* _What the exercise asks_: Look through the data below. Pick out the lines holding the string "React".

-=-=-=-=-

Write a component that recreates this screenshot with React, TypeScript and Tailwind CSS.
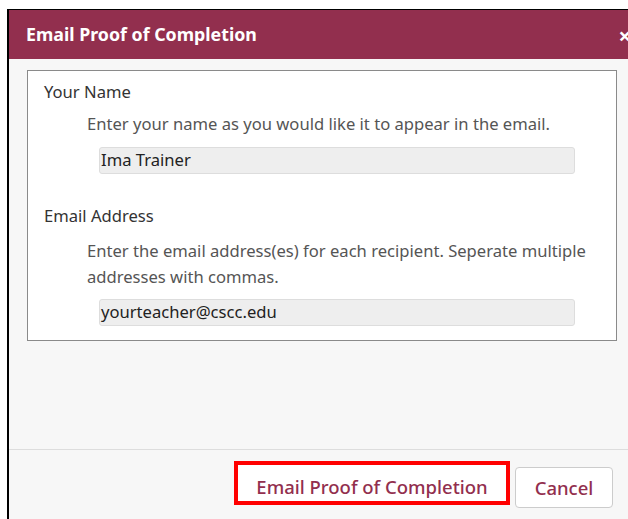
import React from "react";

const font = { fontFamily: '"Noto Sans", "Open Sans", sans-serif' };

export default function App() {
  return (
    <div className="w-[628px] h-[519px] bg-white overflow-hidden pt-[9px] pl-[7px]" style={font}>
      <div className="w-[680px] h-[510px] border-l-2 border-t border-black flex flex-col bg-[#f7f7f7]">
        {/* title bar */}
        <div className="h-[49px] bg-[#922f4e] flex items-center justify-between pl-[17px] pr-[56px] shrink-0">
          <span className="text-white font-bold text-[17.8px]">Email Proof of Completion</span>
          <span className="text-white font-bold text-[22px] leading-none">×</span>
        </div>
        {/* form body */}
        <div className="h-[391px] pt-[11px] pl-[18px] border-b border-[#dddddd] shrink-0">
          <div className="w-[590px] h-[271px] bg-white border border-[#8a8a8a] pl-[16px] text-[16.6px]">
            <div className="h-[42px] pt-[8px] text-[#333333] leading-[26px]">Your Name</div>
            <div className="pl-[43px] text-[#555555] leading-[26px] mt-[-2px]">
              Enter your name as you would like it to appear in the email.
            </div>
            <div className="ml-[55px] mt-[10px] w-[476px] h-[27px] bg-[#eeeeee] border border-[#dddddd] rounded-[3px] flex items-center pl-[1px] text-[#222222]">
              Ima Trainer
            </div>
            <div className="mt-[29px] text-[#333333] leading-[26px]">Email Address</div>
            <div className="pl-[43px] pr-[14px] mt-[9px] text-[#555555] leading-[26px]">
              Enter the email address(es) for each recipient. Seperate multiple addresses with commas.
            </div>
            <div className="ml-[55px] mt-[9px] w-[476px] h-[27px] bg-[#eeeeee] border border-[#dddddd] rounded-[3px] flex items-center pl-[1px] text-[#222222]">
              yourteacher@cscc.edu
            </div>
          </div>
        </div>
        {/* footer buttons */}
        <div className="flex items-start pl-[225px] pt-[11px] gap-[5px]">
          <button className="h-[44px] w-[276px] border-[4px] border-[#ff0000] bg-white text-[#922f4e] text-[18.5px] font-medium flex items-center justify-center pt-[8px]">
            Email Proof of Completion
          </button>
          <button className="mt-[6px] h-[41px] w-[98px] border border-[#cccccc] rounded-[4px] bg-white text-[#922f4e] text-[18.5px] font-medium flex items-center justify-center">
            Cancel
          </button>
        </div>
      </div>
    </div>
  );
}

-=-=-=-=-

* _Answer below_:
Write a component that recreates this screenshot with React, TypeScript and Tailwind CSS.
import React from "react";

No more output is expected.